WORK TO COMPLETE:
From the listing, collect all lines containing the word "index".

ROWS:
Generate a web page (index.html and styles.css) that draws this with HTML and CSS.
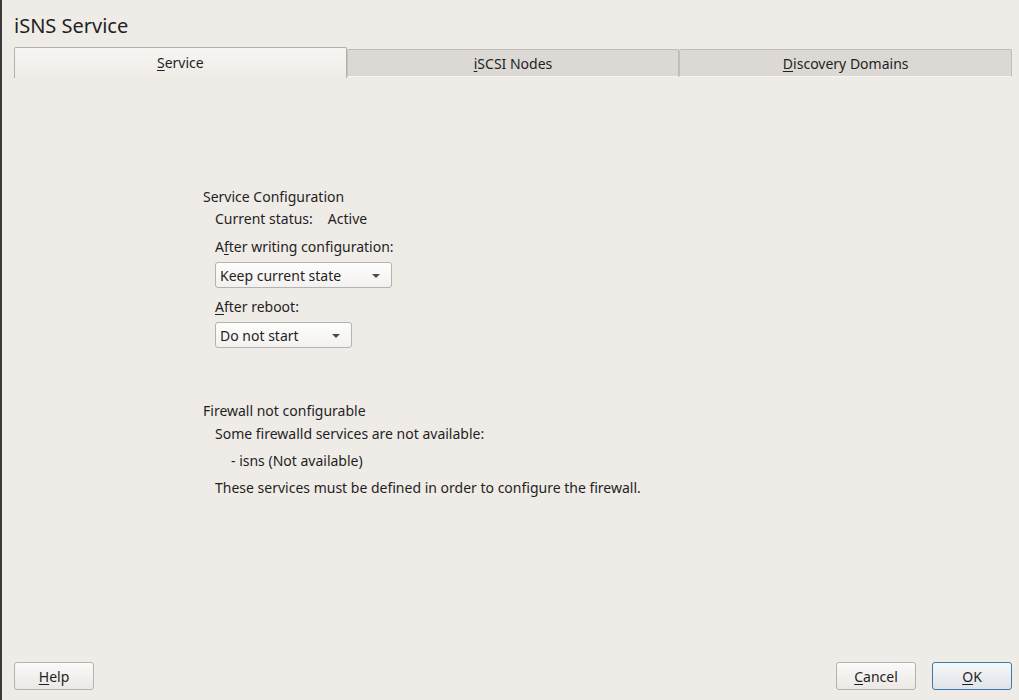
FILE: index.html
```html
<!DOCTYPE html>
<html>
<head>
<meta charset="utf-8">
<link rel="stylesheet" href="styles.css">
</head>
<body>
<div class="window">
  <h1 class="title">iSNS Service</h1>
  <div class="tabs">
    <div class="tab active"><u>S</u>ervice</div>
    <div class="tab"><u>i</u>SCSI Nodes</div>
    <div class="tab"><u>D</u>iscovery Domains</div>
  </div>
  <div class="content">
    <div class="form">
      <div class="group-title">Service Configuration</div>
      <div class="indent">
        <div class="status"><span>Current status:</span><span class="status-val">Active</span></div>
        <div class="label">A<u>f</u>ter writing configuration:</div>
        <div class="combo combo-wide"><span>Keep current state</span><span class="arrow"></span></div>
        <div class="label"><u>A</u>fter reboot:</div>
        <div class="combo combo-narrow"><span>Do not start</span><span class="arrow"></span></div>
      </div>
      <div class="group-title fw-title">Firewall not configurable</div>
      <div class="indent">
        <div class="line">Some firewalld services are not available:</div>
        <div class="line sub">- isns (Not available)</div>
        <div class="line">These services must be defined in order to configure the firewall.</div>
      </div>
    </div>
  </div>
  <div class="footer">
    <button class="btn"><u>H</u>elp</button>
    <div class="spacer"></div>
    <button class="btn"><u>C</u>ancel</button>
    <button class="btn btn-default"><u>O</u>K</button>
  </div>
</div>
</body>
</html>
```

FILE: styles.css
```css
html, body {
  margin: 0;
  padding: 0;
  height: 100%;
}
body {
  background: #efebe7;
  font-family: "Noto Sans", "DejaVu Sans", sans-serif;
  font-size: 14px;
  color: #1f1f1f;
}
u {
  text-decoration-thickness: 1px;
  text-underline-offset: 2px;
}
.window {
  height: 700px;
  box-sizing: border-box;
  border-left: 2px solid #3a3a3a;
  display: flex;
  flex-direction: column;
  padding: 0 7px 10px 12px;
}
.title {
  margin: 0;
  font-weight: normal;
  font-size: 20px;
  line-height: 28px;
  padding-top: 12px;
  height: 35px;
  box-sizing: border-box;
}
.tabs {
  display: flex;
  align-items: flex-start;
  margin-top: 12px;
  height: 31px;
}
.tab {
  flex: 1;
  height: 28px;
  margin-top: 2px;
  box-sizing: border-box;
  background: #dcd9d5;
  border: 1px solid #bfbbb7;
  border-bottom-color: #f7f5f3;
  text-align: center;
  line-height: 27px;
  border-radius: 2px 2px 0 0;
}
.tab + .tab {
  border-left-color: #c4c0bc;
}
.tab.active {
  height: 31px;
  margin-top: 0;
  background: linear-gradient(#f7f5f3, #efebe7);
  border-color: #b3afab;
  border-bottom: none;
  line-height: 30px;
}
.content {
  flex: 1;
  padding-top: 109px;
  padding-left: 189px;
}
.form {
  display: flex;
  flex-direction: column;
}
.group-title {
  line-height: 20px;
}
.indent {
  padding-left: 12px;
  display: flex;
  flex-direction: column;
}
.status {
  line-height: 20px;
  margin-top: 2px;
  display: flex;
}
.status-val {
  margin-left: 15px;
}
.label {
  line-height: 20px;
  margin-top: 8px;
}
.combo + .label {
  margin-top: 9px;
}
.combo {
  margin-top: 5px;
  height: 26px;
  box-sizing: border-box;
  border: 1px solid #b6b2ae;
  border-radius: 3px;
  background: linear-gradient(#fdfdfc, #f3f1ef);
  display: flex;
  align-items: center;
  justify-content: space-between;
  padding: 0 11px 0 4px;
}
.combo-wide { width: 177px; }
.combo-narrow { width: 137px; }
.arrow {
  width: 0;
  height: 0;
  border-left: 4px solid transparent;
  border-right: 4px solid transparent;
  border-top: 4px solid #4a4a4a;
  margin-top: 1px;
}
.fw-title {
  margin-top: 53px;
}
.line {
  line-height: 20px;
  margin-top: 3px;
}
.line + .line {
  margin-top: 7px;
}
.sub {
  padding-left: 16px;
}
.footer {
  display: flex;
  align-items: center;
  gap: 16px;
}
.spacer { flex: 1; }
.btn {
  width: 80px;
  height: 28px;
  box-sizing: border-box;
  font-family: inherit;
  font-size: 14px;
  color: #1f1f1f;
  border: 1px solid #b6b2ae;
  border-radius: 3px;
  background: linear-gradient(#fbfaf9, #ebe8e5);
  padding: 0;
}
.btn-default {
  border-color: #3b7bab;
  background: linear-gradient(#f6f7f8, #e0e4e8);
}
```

==

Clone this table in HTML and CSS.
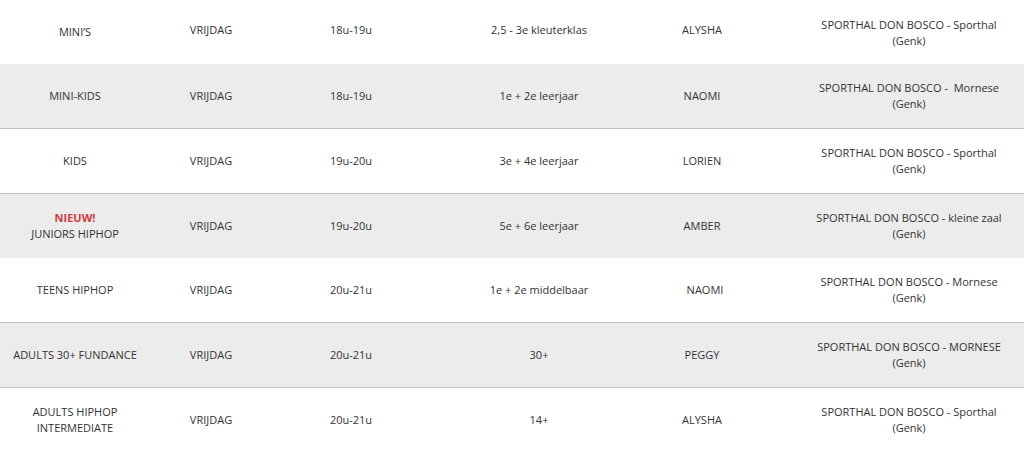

RESPONSE FOR THIS EXERCISE:
Generate a web page (index.html and styles.css) that draws this with HTML and CSS.
FILE: index.html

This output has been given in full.